Increased production of cheap pesticides in China and India, lax regulation and inadequate farmer education are destroying ecosystems around paddies, allowing pests to thrive and multiply, they said.
The pests – if left unchecked – could lay waste to vast tracts of Asia's rice farms, according to scientists who took part in a workshop in Singapore last week.
"There is increasing concern that the more we use pesticides in rice fields, it is actually making the pest problem worse," Australian scientist George Lukacs said.
Under pressure to raise yields to meet growing demand, poorly trained farmers tend to be over-reliant on the chemicals. "There are big outbreaks of pests or what they are calling in China 'pest storms' as a result of the over-application of pesticides," Lukacs said.

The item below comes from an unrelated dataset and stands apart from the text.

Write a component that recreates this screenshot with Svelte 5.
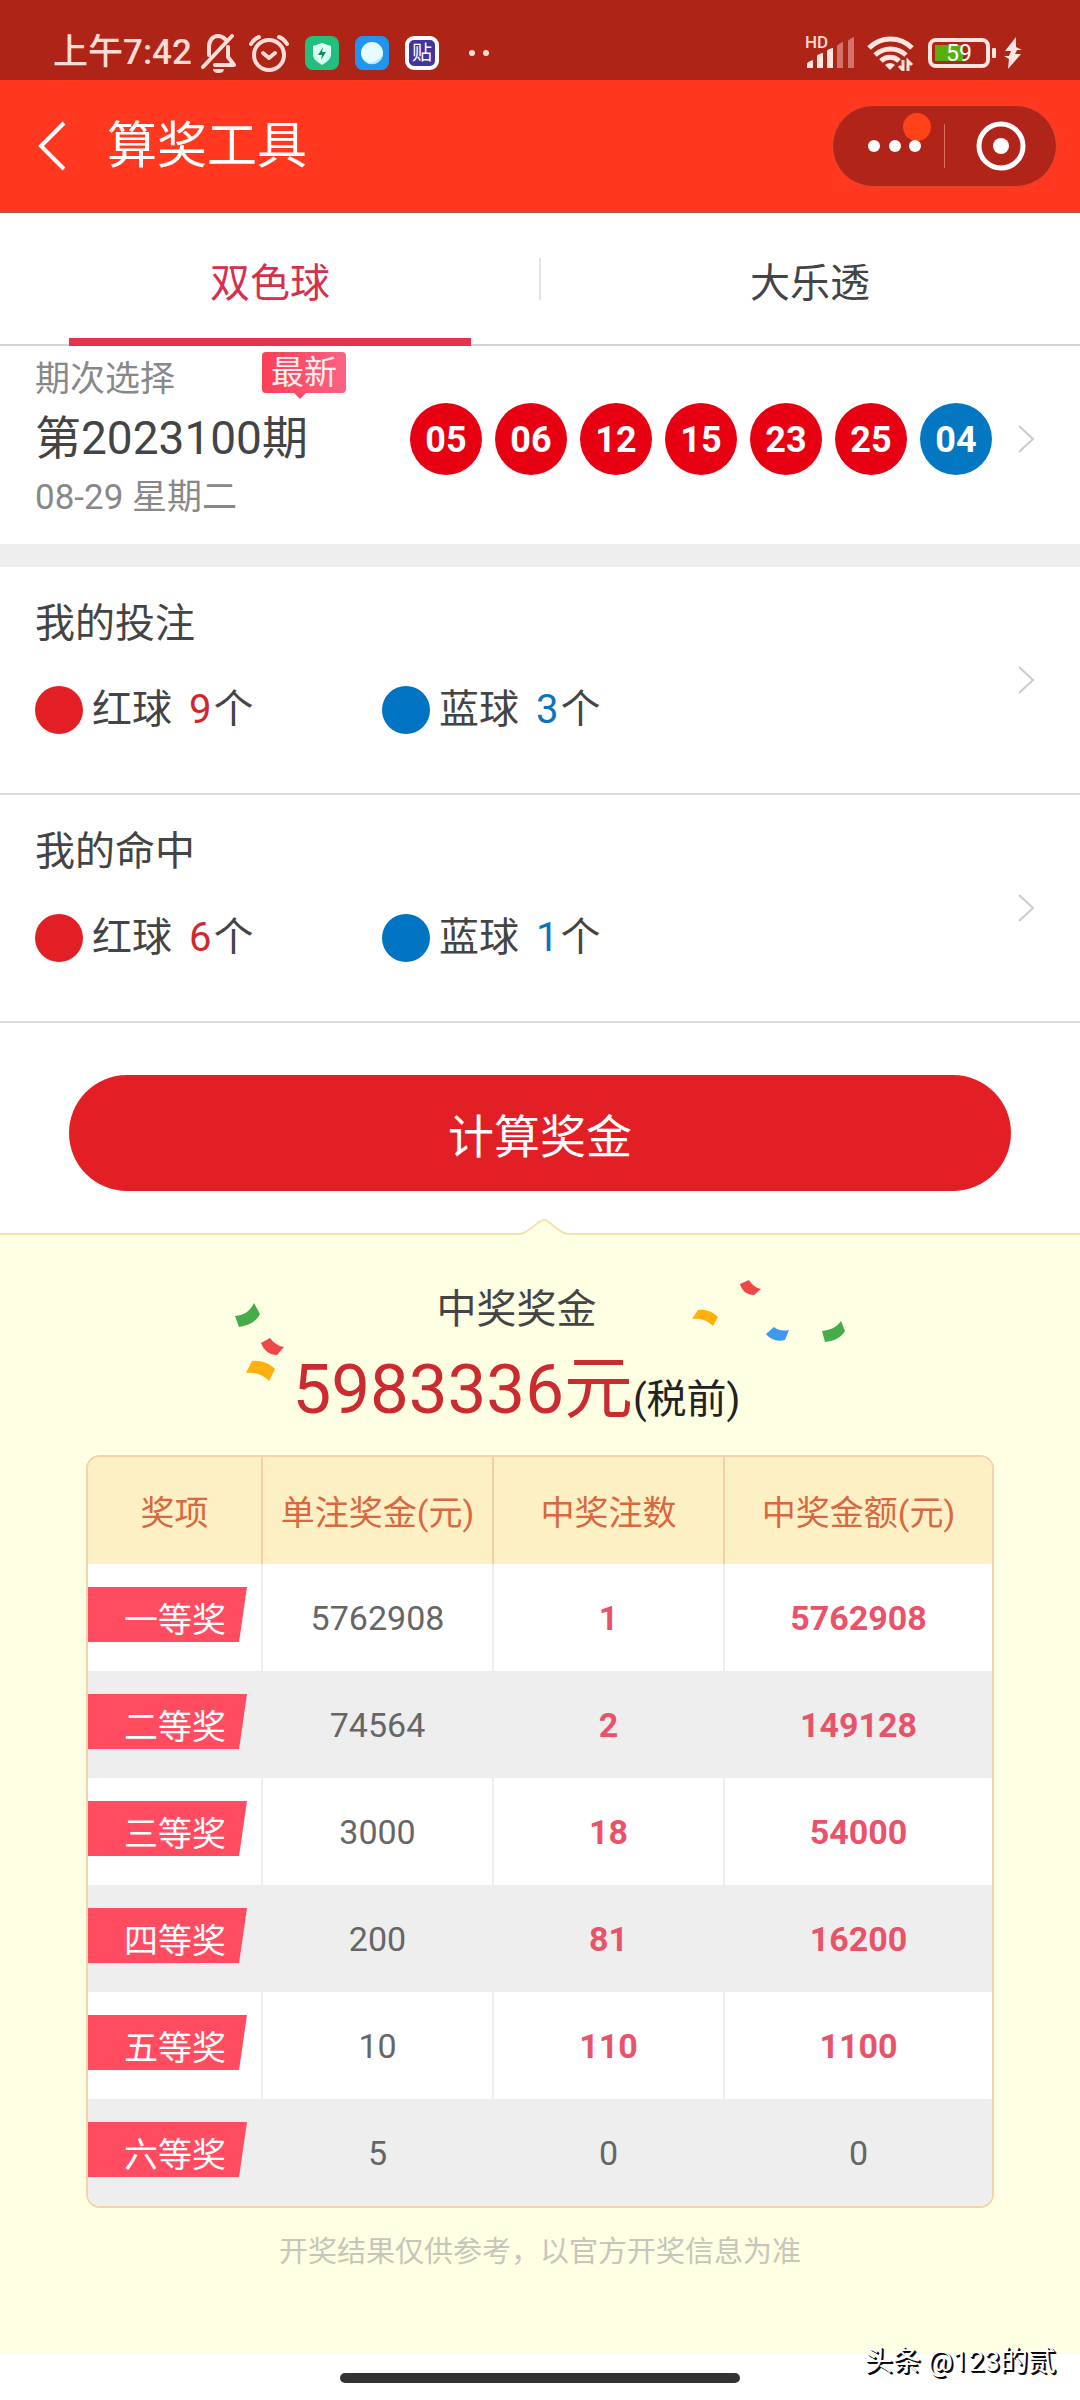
<script>
  let activeTab = 'ssq';

  const tabs = [
    { id: 'ssq', label: '双色球' },
    { id: 'dlt', label: '大乐透' }
  ];

  const draw = {
    issue: '第2023100期',
    date: '08-29 星期二',
    red: ['05', '06', '12', '15', '23', '25'],
    blue: ['04']
  };

  const sections = [
    { title: '我的投注', red: 9, blue: 3 },
    { title: '我的命中', red: 6, blue: 1 }
  ];

  const prizes = [
    { name: '一等奖', unit: 5762908, count: 1 },
    { name: '二等奖', unit: 74564, count: 2 },
    { name: '三等奖', unit: 3000, count: 18 },
    { name: '四等奖', unit: 200, count: 81 },
    { name: '五等奖', unit: 10, count: 110 },
    { name: '六等奖', unit: 5, count: 0 }
  ];

  $: total = prizes.reduce((sum, p) => sum + p.unit * p.count, 0);
</script>

<div class="page">
  <div class="status-bar">
    <div class="status-left">
      <span class="clock">上午7:42</span>
      <svg class="bell" width="36" height="40" viewBox="0 0 36 40" fill="none" stroke="#ffdcd6" stroke-width="4" stroke-linecap="round" stroke-linejoin="round">
        <path d="M8 22V14C8 7 12 3 17 3c3 0 5 1 7 3M27 14v10l6 8H14M2 34 31 3" />
        <path d="M13 37h9c-1 2-2 2-4 2s-4 0-5-2z" stroke-width="2" fill="#ffdcd6" />
      </svg>
      <svg class="alarm" width="40" height="38" viewBox="0 0 40 38" fill="none" stroke="#ffdcd6" stroke-width="4" stroke-linecap="round" stroke-linejoin="round">
        <circle cx="20" cy="21" r="15" />
        <path d="M14 19l6 5 6-5M2 10c2-3 4-6 8-7M38 10c-2-3-4-6-8-7" />
      </svg>
      <svg class="app" width="34" height="34" viewBox="0 0 34 34">
        <rect width="34" height="34" rx="8" fill="#23bf7c" />
        <path d="M17 7l9 3v8c0 5-4 8-9 11-5-3-9-6-9-11v-8z" fill="#d9fff2" />
        <path d="M18 11l-5 8h4l-1 5 5-8h-4z" fill="#128a5a" />
      </svg>
      <svg class="app" width="34" height="34" viewBox="0 0 34 34">
        <rect width="34" height="34" rx="8" fill="#1f95ee" />
        <circle cx="17" cy="17" r="11" fill="#e6fbff" />
        <path d="M28 17a11 11 0 0 1-16 10c7 0 13-3 16-10z" fill="#b9e6fb" />
      </svg>
      <span class="tie">贴</span>
      <svg class="more" width="20" height="6" viewBox="0 0 20 6" fill="#ffdcd6">
        <circle cx="3" cy="3" r="3" />
        <circle cx="17" cy="3" r="3" />
      </svg>
    </div>

    <div class="status-right">
      <span class="signal">
        <span class="hd">HD</span>
        <svg width="50" height="33" viewBox="0 0 50 33" fill="#ffe6e1">
          <path d="M2 32v-4q0-2 6-4v8zM12 32V20q1-2 6-3v15zM22 32V15q1-2 6-3v20z" />
          <path d="M32 32V10q1-2 6-4v26zM43 32V5q1-2 6-4v31z" fill="#d1736a" />
        </svg>
      </span>
      <svg class="wifi" width="47" height="36" viewBox="0 0 47 36" fill="none" stroke="#ffe6e1" stroke-width="5">
        <path d="M2 13c12-12 31-12 43 0" />
        <path d="M8 20c9-8 22-8 31 0" />
        <path d="M14 26c5-5 13-5 18 0" />
        <path d="M23 35l-5-5q5-4 10 0z" fill="#ffe6e1" stroke="none" />
        <path d="M36 25v10l-4-4M41 36V26l4 4" stroke-width="3" />
      </svg>
      <span class="battery">59</span>
      <svg class="bolt" width="18" height="32" viewBox="0 0 18 32" fill="#ffe6e1">
        <path d="M12 0 1 14h6L5 19H0l5 3-1 10 13-15h-6l2-4h5l-6-3z" />
      </svg>
    </div>
  </div>

  <header class="nav">
    <button class="back" aria-label="返回">
      <svg width="30" height="50" viewBox="0 0 30 50" fill="none" stroke="#fff" stroke-width="4">
        <path d="M27 2 4 25l23 23" />
      </svg>
    </button>
    <h1>算奖工具</h1>
    <div class="capsule">
      <button class="menu" aria-label="更多">
        <svg width="58" height="44" viewBox="0 0 58 44" fill="#fff">
          <circle cx="49" cy="14" r="14" fill="#ff4218" />
          <circle cx="6" cy="33" r="6" />
          <circle cx="27" cy="33" r="6" />
          <circle cx="47" cy="33" r="6" />
        </svg>
      </button>
      <button class="close" aria-label="关闭">
        <svg width="50" height="50" viewBox="0 0 50 50">
          <circle cx="25" cy="25" r="22" fill="none" stroke="#fff" stroke-width="5" />
          <circle cx="25" cy="25" r="8" fill="#fff" />
        </svg>
      </button>
    </div>
  </header>

  <nav class="tabs">
    {#each tabs as tab (tab.id)}
      <button class:active={activeTab === tab.id} on:click={() => (activeTab = tab.id)}>
        {tab.label}
      </button>
    {/each}
  </nav>

  <section class="draw">
    <div class="draw-info">
      <p class="muted">期次选择</p>
      <p class="issue">{draw.issue}</p>
      <p class="muted">{draw.date}</p>
      <span class="latest">最新</span>
    </div>
    <div class="balls">
      {#each draw.red as n}
        <span class="ball">{n}</span>
      {/each}
      {#each draw.blue as n}
        <span class="ball blue">{n}</span>
      {/each}
    </div>
    <svg class="arrow" width="16" height="28" viewBox="0 0 16 28"><path d="M1 1l14 13L1 27" /></svg>
  </section>

  {#each sections as section}
    <section class="picks">
      <div>
        <h2>{section.title}</h2>
        <div class="counts">
          <div class="count">
            <i class="dot"></i>
            <span>红球</span>
            <span class="amount"><b>{section.red}</b>个</span>
          </div>
          <div class="count blue">
            <i class="dot"></i>
            <span>蓝球</span>
            <span class="amount"><b>{section.blue}</b>个</span>
          </div>
        </div>
      </div>
      <svg class="arrow" width="16" height="28" viewBox="0 0 16 28"><path d="M1 1l14 13L1 27" /></svg>
    </section>
  {/each}

  <div class="action">
    <button>计算奖金</button>
  </div>

  <section class="result">
    <svg class="notch" width="48" height="16" viewBox="0 0 48 16">
      <path d="M0 16V15C9 14 18 1 24 1s14 13 24 14v1z" fill="#ffffe4" />
      <path d="M0 15C9 14 18 1 24 1s14 13 24 14" fill="none" stroke="#efe5ac" stroke-width="2" />
    </svg>

    <div class="result-head">
      <svg class="confetti left" width="50" height="79" viewBox="0 0 50 79">
        <path d="M0 13c10-1 15-5 19-13l6 11c-4 8-12 12-21 13z" fill="#45ac49" />
        <path d="M26 40l9-5c4 5 8 8 14 9l-7 8c-7 0-13-4-16-12z" fill="#ee4748" />
        <path d="M11 70l6-12c9-1 17 2 23 8l-6 12c-7-7-14-9-23-8z" fill="#fdb00e" />
      </svg>
      <svg class="confetti right" width="153" height="63" viewBox="0 0 153 63">
        <path d="M48 4l9-4c3 5 7 8 12 9l-7 6c-7 0-12-4-14-11z" fill="#ee4748" />
        <path d="M0 39l6-9c7-1 14 1 20 7l-5 9c-6-6-13-8-21-7z" fill="#fdb00e" />
        <path d="M74 54l8-7c5 4 10 4 15 3l-4 10c-8 2-14 0-19-6z" fill="#3f97ee" />
        <path d="M130 51c9-1 15-4 19-10l4 10c-4 7-11 10-20 11z" fill="#45ac49" />
      </svg>
      <h2>中奖奖金</h2>
      <p class="total"><strong>{total}元</strong>(税前)</p>
    </div>

    <div class="table-wrap">
      <table>
        <colgroup>
          <col class="c1" />
          <col class="c2" />
          <col class="c2" />
          <col />
        </colgroup>
        <thead>
          <tr>
            <th>奖项</th>
            <th>单注奖金(元)</th>
            <th>中奖注数</th>
            <th>中奖金额(元)</th>
          </tr>
        </thead>
        <tbody>
          {#each prizes as prize}
            <tr>
              <td class="name"><span>{prize.name}</span></td>
              <td>{prize.unit}</td>
              <td class:win={prize.count > 0}>{prize.count}</td>
              <td class:win={prize.count > 0}>{prize.unit * prize.count}</td>
            </tr>
          {/each}
        </tbody>
      </table>
    </div>

    <p class="notice">开奖结果仅供参考，以官方开奖信息为准</p>
  </section>

  <footer>
    <div class="home-bar"></div>
    <span class="watermark">头条 @123的贰</span>
  </footer>
</div>

<style>
  :global(body) {
    background: #fff;
  }

  .page {
    font-family: Roboto, 'Noto Sans CJK SC', sans-serif;
    font-size: 40px;
    color: #444;
    background: #fff;
  }

  .page :is(h1, h2, p) {
    margin: 0;
    font-weight: 400;
  }

  svg {
    display: block;
    flex: none;
  }

  button {
    font: inherit;
    color: inherit;
    background: none;
    border: 0;
    padding: 0;
    cursor: pointer;
  }

  .status-bar {
    display: flex;
    justify-content: space-between;
    height: 80px;
    padding: 25px 58px 0 53px;
    box-sizing: border-box;
    background: #ae2517;
    color: #ffdcd6;
  }

  .status-left,
  .status-right {
    display: flex;
    align-items: center;
  }

  .clock {
    font-size: 35px;
    font-weight: 500;
    line-height: 40px;
  }

  .bell {
    margin-left: 9px;
  }

  .alarm {
    margin: 0 16px 0 12px;
  }

  .app {
    margin-right: 16px;
  }

  .tie {
    width: 26px;
    height: 26px;
    border: 4px solid #fff;
    border-radius: 9px;
    background: #43359b;
    color: #fff;
    font-size: 20px;
    line-height: 26px;
    text-align: center;
  }

  .more {
    margin-left: 30px;
  }

  .signal {
    position: relative;
    margin-right: 12px;
  }

  .hd {
    position: absolute;
    left: 0;
    top: 0;
    font-size: 17px;
    font-weight: 500;
    line-height: 12px;
  }

  .battery {
    position: relative;
    width: 54px;
    height: 22px;
    margin: 0 14px;
    border: 4px solid #ffe6e1;
    border-radius: 8px;
    background: linear-gradient(#56b00c, #56b00c) 3px 3px / 28px 16px no-repeat;
    color: #fff;
    font-size: 23px;
    line-height: 24px;
    text-align: center;
  }

  .battery::after {
    content: '';
    position: absolute;
    right: -10px;
    top: 6px;
    width: 4px;
    height: 10px;
    border-radius: 1px;
    background: #ffe6e1;
  }

  .nav {
    display: flex;
    align-items: center;
    height: 133px;
    padding: 0 23px 0 37px;
    box-sizing: border-box;
    border-bottom: 2px solid #b4594b;
    background: #ff381f;
    color: #fff;
  }

  .nav h1 {
    flex: 1;
    margin-left: 40px;
    font-size: 50px;
    line-height: 60px;
  }

  .capsule {
    display: flex;
    align-items: center;
    width: 223px;
    height: 80px;
    border: 1px solid #e0492f;
    border-radius: 41px;
    background: #b12419;
  }

  .menu {
    width: 112px;
    height: 44px;
    padding: 0 18px 0 35px;
    border-right: 1px solid #d8705f;
    box-sizing: border-box;
  }

  .menu svg {
    margin-top: -22px;
    overflow: visible;
  }

  .close {
    display: flex;
    flex: 1;
    justify-content: center;
  }

  .tabs {
    display: flex;
    height: 133px;
    box-sizing: border-box;
    border-bottom: 2px solid #d4d4d4;
  }

  .tabs button {
    position: relative;
    flex: 1;
    padding-top: 3px;
  }

  .tabs button + button::before {
    content: '';
    position: absolute;
    left: -1px;
    top: 45px;
    width: 2px;
    height: 42px;
    background: #e4e4e4;
  }

  .tabs .active {
    color: #d5304c;
  }

  .tabs .active::after {
    content: '';
    position: absolute;
    left: 69px;
    right: 69px;
    bottom: -2px;
    height: 8px;
    background: #e5334e;
  }

  .draw {
    display: flex;
    align-items: center;
    justify-content: space-between;
    padding: 4px 46px 17px 35px;
    border-bottom: 23px solid #eee;
  }

  .draw-info {
    position: relative;
    flex: 1;
    line-height: 59px;
  }

  .muted {
    font-size: 35px;
    color: #888;
  }

  .issue {
    font-size: 46px;
  }

  .latest {
    position: absolute;
    left: 227px;
    top: 2px;
    padding: 0 9px;
    border-radius: 4px;
    background: linear-gradient(90deg, #fc3f56, #fa6383);
    color: #ffeef0;
    font-size: 33px;
    line-height: 41px;
  }

  .latest::after {
    content: '';
    position: absolute;
    left: 32px;
    top: 41px;
    border: 6px solid transparent;
    border-top-color: #fc4b64;
    border-bottom: 0;
  }

  .balls {
    display: flex;
    gap: 13px;
    margin-right: 26px;
  }

  .ball {
    width: 72px;
    height: 72px;
    border-radius: 50%;
    background: #e60012;
    color: #fff;
    font-size: 36px;
    font-weight: 700;
    line-height: 74px;
    text-align: center;
  }

  .ball.blue {
    background: #0477c3;
  }

  .arrow {
    fill: none;
    stroke: #ccc;
    stroke-width: 2;
  }

  .picks {
    display: flex;
    align-items: center;
    justify-content: space-between;
    padding: 27px 46px 58px 35px;
    border-bottom: 2px solid #dcdcdc;
  }

  .picks .arrow {
    margin-top: 31px;
  }

  .picks h2 {
    margin-bottom: 31px;
    font-size: 40px;
    line-height: 60px;
  }

  .counts {
    display: flex;
  }

  .count {
    display: flex;
    align-items: center;
    width: 347px;
    line-height: 50px;
  }

  .dot {
    width: 48px;
    height: 48px;
    margin-right: 9px;
    border-radius: 50%;
    background: #e31f26;
  }

  .amount {
    margin-left: 17px;
  }

  .amount b {
    margin-right: 2px;
    font-weight: 400;
    color: #d3252d;
  }

  .blue .dot {
    background: #0074c2;
  }

  .blue .amount b {
    color: #0b74bd;
  }

  .action {
    padding: 52px 69px 42px;
  }

  .action button {
    display: block;
    width: 100%;
    height: 116px;
    border-radius: 58px;
    background: #e31f26;
    color: #fff;
    font-size: 46px;
  }

  .result {
    position: relative;
    padding: 45px 86px 82px;
    border-top: 2px solid #efe5ac;
    background: #ffffe4;
  }

  .notch {
    position: absolute;
    left: 50%;
    top: -16px;
    margin-left: -20px;
  }

  .result-head {
    position: relative;
    width: 610px;
    margin: 0 auto;
    padding: 0 96px 0 49px;
    box-sizing: border-box;
    text-align: center;
  }

  .result-head h2 {
    font-size: 40px;
    line-height: 60px;
  }

  .total {
    line-height: 60px;
    color: #222;
    white-space: nowrap;
  }

  .total strong {
    font-size: 69px;
    font-weight: 400;
    line-height: 100px;
    color: #cb2a2f;
  }

  .confetti {
    position: absolute;
  }

  .confetti.left {
    left: 0;
    top: 23px;
  }

  .confetti.right {
    right: 0;
    top: 0;
  }

  .table-wrap {
    margin-top: 15px;
    border: 2px solid #f3d3ab;
    border-radius: 14px;
    overflow: hidden;
    background: #fff;
  }

  table {
    width: 100%;
    table-layout: fixed;
    border-collapse: separate;
    border-spacing: 0;
    font-size: 34px;
    color: #666;
    text-align: center;
  }

  .c1 {
    width: 175px;
  }

  .c2 {
    width: 231px;
  }

  th,
  td {
    height: 107px;
    padding: 0;
    border-right: 2px solid #eee;
    box-sizing: border-box;
  }

  th:last-child,
  td:last-child {
    border-right: 0;
  }

  th {
    border-color: #f3cfa8;
    background: #fdf0c4;
    color: #d9673f;
    font-weight: 400;
  }

  tbody tr:nth-child(even) {
    background: #eee;
  }

  .win {
    color: #e9536a;
    font-weight: 700;
  }

  .name span {
    display: block;
    width: 159px;
    height: 55px;
    padding: 6px 21px 0 0;
    margin-bottom: 6px;
    box-sizing: border-box;
    background: #ff4c60;
    clip-path: polygon(0 0, 100% 0, 95% 100%, 0 100%);
    color: #fff;
    line-height: 55px;
    text-align: right;
  }

  .page .notice {
    margin-top: 24px;
    font-size: 29px;
    line-height: 40px;
    color: #c6c6ba;
    text-align: center;
  }

  footer {
    position: relative;
    padding: 19px 0 17px;
  }

  .home-bar {
    width: 400px;
    height: 10px;
    margin: 0 auto;
    border-radius: 5px;
    background: #333;
  }

  .watermark {
    position: absolute;
    right: 24px;
    top: -12px;
    color: #fff;
    font-size: 28px;
    line-height: 40px;
    text-shadow: 1px 1px 0 #000, 2px 2px 0 #111;
  }
</style>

Rice is a staple throughout much of Asia, including the world's two most populous countries, China and India, making the region vulnerable to soaring food prices and supply problems, economists say.
The UN food agency has said world food prices have already hit record highs and warned oil price spikes caused by upheavals in the Middle East and North Africa could push them even higher.
The Food Price Index, which monitors average monthly price changes for a variety of key staples, rose to 236 points in February from 231 points in January, the highest level since the Food and Agriculture Organization began monitoring prices in 1990.
Lukacs said Asia's rice supply was made more vulnerable by the reliance on a small number of varieties, meaning if a particular pest gets a foothold in a crop, it could spread rapidly.
The workshop was held as part of preparations for next year's meeting in Bucharest of the Ramsar Convention, an inter-governmental treaty on the conservation and wise use of the world's wetlands – including rice paddies – and their resources.
Lukacs, senior principal research scientist with the Australian Centre for Tropical Freshwater Research at James Cook University, said responsibility lies with the pesticide companies, governments and communities.
Once a pesticide is registered with a country's national authority, there is no monitoring of how it is used, he said. He said the industry was "remarkably unregulated. Beyond the registration, it's the Wild, Wild West."